* Job: Locate all lines with the word "styles" and copy them out.

** Start **

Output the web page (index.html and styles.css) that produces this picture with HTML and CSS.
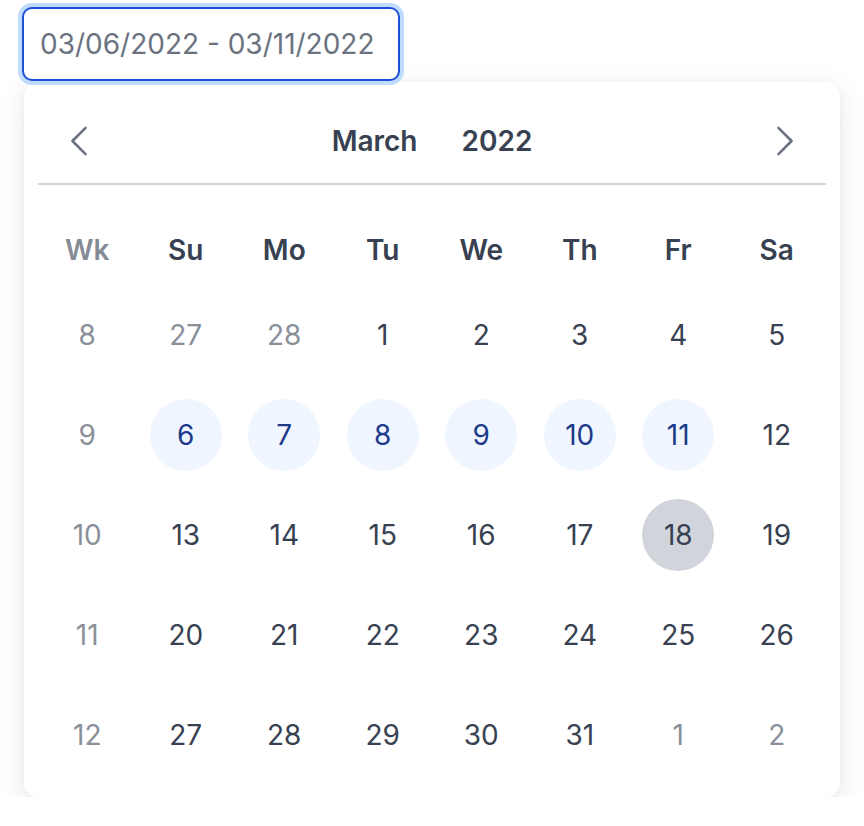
FILE: index.html
```html
<!DOCTYPE html>
<html>
<head>
<meta charset="utf-8">
<link rel="stylesheet" href="styles.css">
</head>
<body>
<div class="wrap">
  <div class="input">03/06/2022 - 03/11/2022</div>
  <div class="popup">
    <div class="header">
      <button class="nav"><svg width="42" height="42" viewBox="0 0 24 24" fill="none" stroke="#6b7280" stroke-width="1.5" stroke-linecap="round" stroke-linejoin="round"><path d="M15.75 19.5L8.25 12l7.5-7.5"/></svg></button>
      <div class="title"><span>March</span><span>2022</span></div>
      <button class="nav"><svg width="42" height="42" viewBox="0 0 24 24" fill="none" stroke="#6b7280" stroke-width="1.5" stroke-linecap="round" stroke-linejoin="round"><path d="M8.25 4.5l7.5 7.5-7.5 7.5"/></svg></button>
    </div>
    <div class="grid">
      <div class="wd wk">Wk</div><div class="wd">Su</div><div class="wd">Mo</div><div class="wd">Tu</div><div class="wd">We</div><div class="wd">Th</div><div class="wd">Fr</div><div class="wd">Sa</div>

      <div class="c wkn">8</div><div class="c out"><span>27</span></div><div class="c out"><span>28</span></div><div class="c"><span>1</span></div><div class="c"><span>2</span></div><div class="c"><span>3</span></div><div class="c"><span>4</span></div><div class="c"><span>5</span></div>

      <div class="c wkn">9</div><div class="c sel"><span>6</span></div><div class="c sel"><span>7</span></div><div class="c sel"><span>8</span></div><div class="c sel"><span>9</span></div><div class="c sel"><span>10</span></div><div class="c sel"><span>11</span></div><div class="c"><span>12</span></div>

      <div class="c wkn">10</div><div class="c"><span>13</span></div><div class="c"><span>14</span></div><div class="c"><span>15</span></div><div class="c"><span>16</span></div><div class="c"><span>17</span></div><div class="c today"><span>18</span></div><div class="c"><span>19</span></div>

      <div class="c wkn">11</div><div class="c"><span>20</span></div><div class="c"><span>21</span></div><div class="c"><span>22</span></div><div class="c"><span>23</span></div><div class="c"><span>24</span></div><div class="c"><span>25</span></div><div class="c"><span>26</span></div>

      <div class="c wkn">12</div><div class="c"><span>27</span></div><div class="c"><span>28</span></div><div class="c"><span>29</span></div><div class="c"><span>30</span></div><div class="c"><span>31</span></div><div class="c out"><span>1</span></div><div class="c out"><span>2</span></div>
    </div>
  </div>
</div>
</body>
</html>
```

FILE: styles.css
```css
* { box-sizing: border-box; }
html, body { margin: 0; background: #fff; }
body {
  font-family: Inter, "Noto Sans", sans-serif;
  color: #374151;
}
.wrap {
  padding: 7px 0 0 22px;
}
.input {
  width: 378px;
  height: 74px;
  border: 2px solid #1d4ed8;
  border-radius: 10px;
  box-shadow: 0 0 0 4px #bfdbfe;
  padding: 0 0 0 16px;
  display: flex;
  align-items: center;
  font-size: 28px;
  color: #6b7280;
  background: #fff;
  position: relative;
  z-index: 1;
}
.popup {
  margin: 1px 0 0 2px;
  width: 816px;
  height: 715px;
  background: #fff;
  border-radius: 14px;
  box-shadow: 0 6px 30px rgba(0,0,0,0.09), 0 1px 6px rgba(0,0,0,0.04);
  padding: 37px 14px 0 14px;
}
.header {
  display: flex;
  align-items: center;
  justify-content: space-between;
  height: 44px;
  padding: 0 20px;
  margin-bottom: 20px;
}
.nav {
  border: 0;
  background: none;
  padding: 0;
  width: 42px;
  height: 42px;
  display: flex;
  align-items: center;
  justify-content: center;
  cursor: pointer;
}
.title {
  display: flex;
  gap: 44px;
  font-size: 28px;
  font-weight: 600;
  color: #374151;
}
.grid {
  border-top: 2px solid #d1d5db;
  padding-top: 30px;
  display: grid;
  grid-template-columns: repeat(8, 1fr);
  grid-auto-rows: 100px;
  grid-template-rows: 70px;
}
.wd {
  display: flex;
  align-items: center;
  justify-content: center;
  font-size: 28px;
  font-weight: 600;
  color: #374151;
}
.wd.wk { color: #858b95; }
.c {
  display: flex;
  align-items: center;
  justify-content: center;
  font-size: 28px;
  color: #374151;
}
.c span {
  width: 72px;
  height: 72px;
  border-radius: 50%;
  display: flex;
  align-items: center;
  justify-content: center;
}
.c.wkn, .c.out { color: #8a9099; }
.c.sel span { background: #eff6ff; color: #1e3a8a; }
.c.today span { background: #d1d5db; }
```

** End **

* Solved problem:
Output the web page (index.html and styles.css) that produces this picture with HTML and CSS.
<link rel="stylesheet" href="styles.css">
FILE: styles.css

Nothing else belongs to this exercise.